Viktor's ride was a tiny, 18-year-old Soviet Mi-2 helicopter. He lifted the rust bucket up high; almost immediately the solitary huts and swirling snowmobile trails receded and Kamchatka's geography took center stage. Each window of the Mi-2 revealed the range of the possible—jagged peaks and sudden valleys, veined with rivers and crowned by volcanic lakes the color of gemstones. When a skylight of blue opened before us, you could see beyond the volcanoes to an immaculate coastline. The tundra turned pure white, a desert of plush, untouched snow.

Russell looked sideways at me, shaking his head. "Never seen it so deep!" he screamed above the chopper's roar. The snows would mean that we couldn't walk along the lake, close to the bears. But Russell was delighted. Most poachers, he knew, used snowmobiles—and couldn't reach the sanctuary.

All the way south, Russell scanned the cliffs and valleys. On occasion, his eyes would come alive. "Skid marks!" he'd yell, pointing to ridges where newly risen bears had come out to play.
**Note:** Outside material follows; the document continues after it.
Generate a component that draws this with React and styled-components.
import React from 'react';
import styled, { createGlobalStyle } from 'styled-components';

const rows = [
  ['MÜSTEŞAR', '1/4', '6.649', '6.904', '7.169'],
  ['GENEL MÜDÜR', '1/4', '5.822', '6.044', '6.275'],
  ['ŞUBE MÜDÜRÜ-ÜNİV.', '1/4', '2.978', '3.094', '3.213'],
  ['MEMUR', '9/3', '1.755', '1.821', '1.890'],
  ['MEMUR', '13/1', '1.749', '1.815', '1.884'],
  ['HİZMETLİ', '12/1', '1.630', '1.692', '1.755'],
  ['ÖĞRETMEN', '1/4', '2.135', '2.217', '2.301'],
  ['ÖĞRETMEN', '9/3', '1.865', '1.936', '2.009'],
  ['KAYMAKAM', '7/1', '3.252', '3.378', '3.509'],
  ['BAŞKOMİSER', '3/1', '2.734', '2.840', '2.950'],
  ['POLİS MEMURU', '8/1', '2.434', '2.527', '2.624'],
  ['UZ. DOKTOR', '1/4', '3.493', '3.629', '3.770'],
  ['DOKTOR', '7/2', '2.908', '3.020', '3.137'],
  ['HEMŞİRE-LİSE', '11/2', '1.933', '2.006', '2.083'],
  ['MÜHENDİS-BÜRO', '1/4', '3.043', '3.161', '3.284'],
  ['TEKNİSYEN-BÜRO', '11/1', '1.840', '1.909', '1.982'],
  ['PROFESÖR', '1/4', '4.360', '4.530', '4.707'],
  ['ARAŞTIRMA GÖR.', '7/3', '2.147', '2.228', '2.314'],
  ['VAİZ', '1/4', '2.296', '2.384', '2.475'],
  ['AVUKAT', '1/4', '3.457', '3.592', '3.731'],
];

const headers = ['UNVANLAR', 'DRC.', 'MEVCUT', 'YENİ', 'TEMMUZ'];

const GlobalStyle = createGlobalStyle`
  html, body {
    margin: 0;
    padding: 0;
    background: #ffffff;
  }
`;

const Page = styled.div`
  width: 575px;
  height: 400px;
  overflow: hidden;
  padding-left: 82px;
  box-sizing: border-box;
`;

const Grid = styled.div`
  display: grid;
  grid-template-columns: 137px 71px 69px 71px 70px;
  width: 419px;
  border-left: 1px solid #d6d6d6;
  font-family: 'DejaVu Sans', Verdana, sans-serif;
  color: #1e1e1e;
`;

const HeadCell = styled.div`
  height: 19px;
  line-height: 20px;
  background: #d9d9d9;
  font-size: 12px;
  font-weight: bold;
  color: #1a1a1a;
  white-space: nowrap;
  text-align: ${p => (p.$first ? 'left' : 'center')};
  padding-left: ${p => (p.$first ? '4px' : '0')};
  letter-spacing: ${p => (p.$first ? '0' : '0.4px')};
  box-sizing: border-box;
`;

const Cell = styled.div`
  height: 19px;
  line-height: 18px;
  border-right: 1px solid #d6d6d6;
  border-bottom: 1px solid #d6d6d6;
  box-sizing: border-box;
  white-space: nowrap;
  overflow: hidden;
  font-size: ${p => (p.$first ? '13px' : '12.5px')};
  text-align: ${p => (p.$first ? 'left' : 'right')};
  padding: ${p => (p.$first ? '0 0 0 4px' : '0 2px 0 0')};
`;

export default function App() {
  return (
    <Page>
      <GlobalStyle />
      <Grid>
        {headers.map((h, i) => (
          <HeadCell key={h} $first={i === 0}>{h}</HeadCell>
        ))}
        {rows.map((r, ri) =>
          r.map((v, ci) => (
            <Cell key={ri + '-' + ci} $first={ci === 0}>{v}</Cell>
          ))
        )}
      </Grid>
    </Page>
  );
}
But now, as Viktor swooped low across the lake, just 50 feet above its silvery sheen, we saw one: a dark mass lumbering alone on the rocks at the water's edge. Our first live Kamchatka brown bear, massive and contented, was peering up at the steel bird in the sky.
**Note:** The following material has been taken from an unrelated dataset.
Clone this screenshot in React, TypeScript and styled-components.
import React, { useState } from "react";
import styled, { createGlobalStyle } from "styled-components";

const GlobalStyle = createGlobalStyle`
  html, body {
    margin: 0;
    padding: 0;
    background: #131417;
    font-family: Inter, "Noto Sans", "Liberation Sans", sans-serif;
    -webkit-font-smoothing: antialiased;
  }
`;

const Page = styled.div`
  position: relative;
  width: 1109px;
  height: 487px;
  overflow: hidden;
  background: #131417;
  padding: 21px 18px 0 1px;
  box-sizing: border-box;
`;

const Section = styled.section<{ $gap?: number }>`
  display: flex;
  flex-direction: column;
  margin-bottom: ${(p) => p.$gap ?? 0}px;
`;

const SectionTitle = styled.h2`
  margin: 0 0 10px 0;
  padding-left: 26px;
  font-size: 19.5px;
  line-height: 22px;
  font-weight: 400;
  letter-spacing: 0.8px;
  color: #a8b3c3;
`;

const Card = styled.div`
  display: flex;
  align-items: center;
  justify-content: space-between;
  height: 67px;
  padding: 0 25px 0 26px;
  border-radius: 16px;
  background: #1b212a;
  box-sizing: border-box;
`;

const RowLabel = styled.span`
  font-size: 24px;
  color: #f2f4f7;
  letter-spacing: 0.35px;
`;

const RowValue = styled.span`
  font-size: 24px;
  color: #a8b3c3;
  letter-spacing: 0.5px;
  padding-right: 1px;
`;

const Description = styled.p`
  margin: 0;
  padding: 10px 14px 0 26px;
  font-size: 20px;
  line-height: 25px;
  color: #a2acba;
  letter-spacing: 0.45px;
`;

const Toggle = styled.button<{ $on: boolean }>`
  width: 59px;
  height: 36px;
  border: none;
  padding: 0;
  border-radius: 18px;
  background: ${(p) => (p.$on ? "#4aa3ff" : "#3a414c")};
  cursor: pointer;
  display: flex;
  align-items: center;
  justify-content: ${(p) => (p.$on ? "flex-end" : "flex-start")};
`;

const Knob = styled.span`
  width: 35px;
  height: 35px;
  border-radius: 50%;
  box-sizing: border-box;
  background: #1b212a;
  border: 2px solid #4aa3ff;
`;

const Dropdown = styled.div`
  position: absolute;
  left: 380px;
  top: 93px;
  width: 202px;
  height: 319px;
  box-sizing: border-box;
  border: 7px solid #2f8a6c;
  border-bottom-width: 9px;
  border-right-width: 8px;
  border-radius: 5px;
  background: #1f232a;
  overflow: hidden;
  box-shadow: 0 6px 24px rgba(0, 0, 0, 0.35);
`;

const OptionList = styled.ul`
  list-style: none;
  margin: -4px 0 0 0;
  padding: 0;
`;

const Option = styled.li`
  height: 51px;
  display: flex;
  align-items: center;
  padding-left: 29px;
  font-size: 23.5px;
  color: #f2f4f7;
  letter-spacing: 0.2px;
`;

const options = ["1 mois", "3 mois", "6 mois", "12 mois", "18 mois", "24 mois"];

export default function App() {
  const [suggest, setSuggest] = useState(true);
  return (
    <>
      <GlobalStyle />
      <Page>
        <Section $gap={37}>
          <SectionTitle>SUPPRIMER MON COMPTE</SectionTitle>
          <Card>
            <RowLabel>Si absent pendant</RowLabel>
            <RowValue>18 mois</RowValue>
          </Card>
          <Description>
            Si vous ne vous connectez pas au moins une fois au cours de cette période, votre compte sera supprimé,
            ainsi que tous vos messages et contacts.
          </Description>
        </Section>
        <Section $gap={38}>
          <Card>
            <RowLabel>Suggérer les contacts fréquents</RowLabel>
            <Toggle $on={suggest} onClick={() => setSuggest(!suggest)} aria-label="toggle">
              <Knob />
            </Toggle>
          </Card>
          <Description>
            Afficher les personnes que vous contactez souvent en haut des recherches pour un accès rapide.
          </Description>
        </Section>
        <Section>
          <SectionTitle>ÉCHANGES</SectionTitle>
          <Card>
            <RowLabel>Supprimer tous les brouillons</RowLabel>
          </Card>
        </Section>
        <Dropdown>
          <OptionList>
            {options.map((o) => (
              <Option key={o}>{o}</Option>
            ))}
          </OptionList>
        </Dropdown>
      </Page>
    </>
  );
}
Viktor set down near the forlorn little ranger post, a ramshackle assemblage of logs, smoke, and half-starved dogs a hundred yards from the lake. The four rangers, a scruffy lot who did not inspire confidence, scrambled to fetch us on snowmobiles. These were the best the reserve could offer—the special forces vets were gone—and Russell was already disgusted with them. The previous winter, after a band of caviar poachers had been discovered operating unchecked in the sanctuary, he had stopped paying them.

Inside, the cabin air was heavy with the stench of Russian tobacco and lonely men. Brown bread and ramen noodles crowded the table. The rangers sat drinking vodka-laced tea, which they offered to our pilot. The head ranger, Timofei Dokhno, wore a silver Russian cross around his neck and blue tattoos on his arms. "These bears are our national treasure," he said, asking me to translate for Russell. "If we don't protect them, we'll lose the entire ecosystem." These men, he said, were "the last line of defense."

Russell didn't want to hear it. Timofei, he growled to me, was the reason he had stopped paying the men in the first place.

The snow was too deep to hike, so we again took to the sky. Suddenly, not in minutes but in seconds, bears were everywhere, the dark centerpieces of the white landscape. First one boulder came to life, then another. As we circled up high over the woods, the windscreen filled with a gorgeous female clambering up the ridge. Two cubs scampered behind, struggling in the snow. Russell yelled at Viktor to fly higher.

Viktor lifted up fast, executing a 270-degree turn back over the lake. Everywhere in the dark copses I saw bears. Russell and I counted nearly 50. "Too many," Russell yelled, "to keep track."

Russell was smiling wide for the first time in two weeks. I thought of his odd place in this remote world. His eyes glued to the glass, his face seemed almost beatific. He hadn't slept much for days. He'd been seized by a new idea—a vaguely articulated dream to start a foundation that could give the bears a safe future. He only needed the money. Half a million dollars a year, he reckoned, could lock up the whole reserve. Russell already had a plan to start over: He would turn his old cabin into a permanent rehabilitation facility. He would raise the cubs we'd seen at the zoo.

To an outsider, the scheme may have seemed delusional, but sitting in the deafening Mi-2, it felt entirely within reach. I looked hard and saw Russell for the first time. Here was a self-made naturalist, all alone in his 64th year, but more determined than ever to save a slice of the world's remaining wilderness—not, truth be told, so that humans could delight in its wonders but to ensure the survival of his truest friend on earth.